Dia: dezembro 26, 2007
A desconhecida *
A ucraniana Irina (Xenia Rappaport) tem tantos segredos escondidos no porão que uma década de terapia provavelmente serviria apenas para catalogar os traumas por ordem alfabética. Exilada na Itália, ela tenta escapar de um passado morto-vivo, que para ela retorna em flashes de lembranças – e para nós, espectadores sequelados, em flashbacks fragmentados, sangrentos, amarelados e tremidos, mais ou menos como cenas deletadas de um capítulo de Jogos mortais.
Ela sabe de quem escapa. E também sabe por que decide se infiltrar, disfarçada de empregada doméstica, na casa de uma família de classe média. Nós engoliremos essas informações aos poucos, já que estamos presos num thriller que, com duas horas de duração, só começará a revelar as verdadeiras intenções lá pelo centésimo minuto. Enquanto isso, seremos entretidos por um daqueles exercícios de estilo que, em uma suposta biografia de Giuseppe Tornatore, constará como a “homenagem a Hitchcock” ou como a “homenagem a (inclua aqui o nome de algum mestre italiano do cinema de horror, obscuro)”.

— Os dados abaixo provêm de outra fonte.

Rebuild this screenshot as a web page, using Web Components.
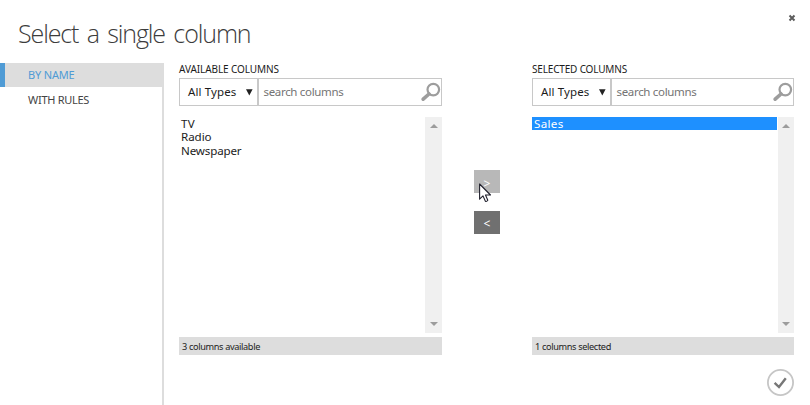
<!DOCTYPE html>
<html lang="en">
<head>
<meta charset="utf-8">
<title>Select a single column</title>
<style>
html, body { margin: 0; height: 100%; background: #fff; overflow: hidden; }
</style>
</head>
<body>
<column-dialog></column-dialog>
<script>
const define = (name, html, setup) => customElements.define(name, class extends HTMLElement {
  connectedCallback() {
    if (this.shadowRoot) return;
    this.attachShadow({ mode: 'open' }).innerHTML = html;
    if (setup) setup(this, this.shadowRoot);
  }
});

/* Single line of text tracked so that it fills the given width. */
define('fit-text', `<style>
:host { display: block; white-space: nowrap; }
span { display: inline-block; white-space: pre; }
</style><span></span>`, (el, root) => {
  const s = root.querySelector('span');
  s.textContent = el.getAttribute('text');
  const diff = Number(el.getAttribute('fit')) - s.getBoundingClientRect().width;
  s.style.letterSpacing = (diff / s.textContent.length).toFixed(3) + 'px';
});

define('nav-item', `<style>
:host { display: block; box-sizing: border-box; height: 24px; padding-left: 28px; font-size: 11px; line-height: 24px; color: #444; }
:host([active]) { background: #ddd; border-left: 5px solid #4f9bd5; padding-left: 23px; color: #4f9bd5; }
</style><slot></slot>`);

define('type-select', `<style>
:host { display: flex; box-sizing: border-box; width: 79px; height: 28px; border: 1px solid #c8c8c8; align-items: center; padding: 0 4px 1px 8px; justify-content: space-between; color: #1c1c1c; font-size: 11.5px; line-height: 16px; }
:host([narrow]) { width: 79px; }
svg { display: block; margin-top: 1px; }
</style><fit-text text="All Types" fit="48.5"></fit-text>
<svg width="7" height="7" viewBox="0 0 7 7"><path d="M0 0.3H6.6L3.3 6.5Z" fill="#222"/></svg>`);

define('search-box', `<style>
:host { display: flex; flex: 1; box-sizing: border-box; height: 28px; border: 1px solid #c8c8c8; align-items: center; justify-content: space-between; padding: 0 0 0 4.5px; color: #747474; font-size: 11.5px; line-height: 16px; }
fit-text { margin-top: -1px; }
svg { display: block; }
</style><fit-text text="search columns" fit="80"></fit-text>
<svg width="20" height="20" viewBox="0 0 20 20" fill="none" stroke="#9d9d9d"><circle cx="12.3" cy="7.6" r="5.8" stroke-width="2.2"/><path d="M8 12L2.2 17.2" stroke-width="3.6" stroke-linecap="round"/></svg>`);

define('scroll-bar', `<style>
:host { display: flex; flex-direction: column; justify-content: space-between; align-items: center; box-sizing: border-box; background: #f0f0f0; padding: 7px 0; }
svg { display: block; }
</style><svg width="8" height="4" viewBox="0 0 8 4"><path d="M0 4L4 0L8 4Z" fill="#9c9c9c"/></svg>
<svg width="8" height="4" viewBox="0 0 8 4"><path d="M0 0L4 4L8 0Z" fill="#9c9c9c"/></svg>`);

define('list-option', `<style>
:host { display: block; height: 13.4px; line-height: 14px; padding-left: 2px; font-size: 11.6px; color: #1c1c1c; }
:host([selected]) { height: 13px; background: #1e90ff; color: #fff; }
</style><slot></slot>`);

define('column-panel', `<style>
:host { display: block; }
.head { height: 15px; line-height: 12px; font-size: 10px; color: #1c1c1c; }
.filters { display: flex; }
.list { display: flex; height: 216px; margin: 11px 0 4px; }
.items { flex: 1; }
scroll-bar { width: 17px; }
:host([narrow]) scroll-bar { width: 16px; margin-left: 1px; }
.foot { height: 18px; background: #ddd; padding-left: 3px; font-size: 9.2px; line-height: 20px; color: #222; }
</style>
<div class="head"><slot name="head"></slot></div>
<div class="filters"><type-select></type-select><search-box></search-box></div>
<div class="list"><div class="items"><slot></slot></div><scroll-bar></scroll-bar></div>
<div class="foot"><slot name="foot"></slot></div>`);

define('move-button', `<style>
:host { display: block; height: 23px; background: #707070; color: #fff; text-align: center; font-size: 12px; line-height: 25px; }
:host([dim]) { background: #b8b8b8; line-height: 27px; }
</style><slot></slot>`);

define('column-dialog', `<style>
:host { display: grid; grid-template: 63px 1fr / 164px 1fr; width: 810px; height: 405px; overflow: hidden; position: relative; background: #fff; font-family: "Noto Sans", "Open Sans", sans-serif; }
header { grid-column: 1 / 3; display: flex; justify-content: space-between; }
h1 { margin: 15px 0 0 18px; font: 300 25px/36px "Open Sans", sans-serif; word-spacing: 3px; color: #3c3c3c; }
.close { margin: 14px 14px 0 0; }
nav { box-sizing: border-box; border-right: 2px solid #ddd; display: flex; flex-direction: column; gap: 1px; }
nav-item[active] { margin-right: -2px; }
main { display: grid; grid-template-columns: 263px 26px 262px; column-gap: 32px; padding-left: 15px; align-content: start; }
column-panel { height: 292px; }
.moves { display: flex; flex-direction: column; gap: 18px; padding-top: 107px; }
.ok { grid-column: 3; justify-self: end; margin-top: 14px; }
svg { display: block; }
.pointer { position: absolute; left: 479px; top: 183px; }
</style>
<header><h1><fit-text text="Select a single column" fit="232.5"></fit-text></h1>
<svg class="close" width="8" height="8" viewBox="0 0 8 8"><path d="M1.5 1.5L6.5 6.5M6.5 1.5L1.5 6.5" stroke="#5c5c5c" stroke-width="2"/></svg></header>
<nav><nav-item active><fit-text text="BY NAME" fit="46.5"></fit-text></nav-item><nav-item><fit-text text="WITH RULES" fit="61"></fit-text></nav-item></nav>
<main style="grid-template-columns:263px 26px 262px;column-gap:32px">
<column-panel>
<fit-text slot="head" text="AVAILABLE COLUMNS" fit="100"></fit-text>
<list-option><fit-text text="TV" fit="14"></fit-text></list-option>
<list-option><fit-text text="Radio" fit="30.5"></fit-text></list-option>
<list-option><fit-text text="Newspaper" fit="60.5"></fit-text></list-option>
<fit-text slot="foot" text="3 columns available" fit="78"></fit-text>
</column-panel>
<div class="moves"><move-button dim>&gt;</move-button><move-button>&lt;</move-button></div>
<column-panel narrow>
<fit-text slot="head" text="SELECTED COLUMNS" fit="95"></fit-text>
<list-option selected><fit-text text="Sales" fit="29.5"></fit-text></list-option>
<fit-text slot="foot" text="1 columns selected" fit="76"></fit-text>
</column-panel>
<svg class="ok" width="27" height="27" viewBox="0 0 27 27" fill="none"><circle cx="13.5" cy="13.5" r="12.6" stroke="#c6c6c6" stroke-width="1.8"/><path d="M7.6 13.8L12 18L18.8 9.2" stroke="#777" stroke-width="2.4"/></svg>
</main>
<svg class="pointer" width="13" height="20" viewBox="0 0 13 20"><path d="M.6 1V16.2L4 12.9L6.4 18.3Q7.7 19 8.8 17.3L6.5 12H11.5Z" fill="#fff" stroke="#20202c" stroke-width="1.1" stroke-linejoin="round"/></svg>`);
</script>
</body>
</html>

Tornatore manipula o gênero como quem usa serra elétrica para fatiar pizza. Não espere dele o mínimo de sutileza. Não espere senso de humor, nem mesmo em momentos acima do tom que estão um dedinho do completo ridículo (por exemplo: as cenas em que a obstinada Irina vaga por um lixão, à Estamira). A trilha sonora de Ennio Morricone nos prega repetidos sustos, como uma peça extravagante que se desenrola à margem da narrativa. E a fotografia é tão sombria que, na tosca versão digital exibida em cinemas brasileiros, dá vontade de pedir emprestado uma lanterna facilitar o acesso a algumas das cenas. Quando chegamos aos momentos finais, dá para admirar a ousadia de Tornatore (que também escreveu este roteiro esquisitíssimo). Mas também fica a vontade de assistir a qualquer Hitchcock, nem que para tirar o gosto amargo de derivação vagabunda – o que não chega a ser a mais saborosa das impressões.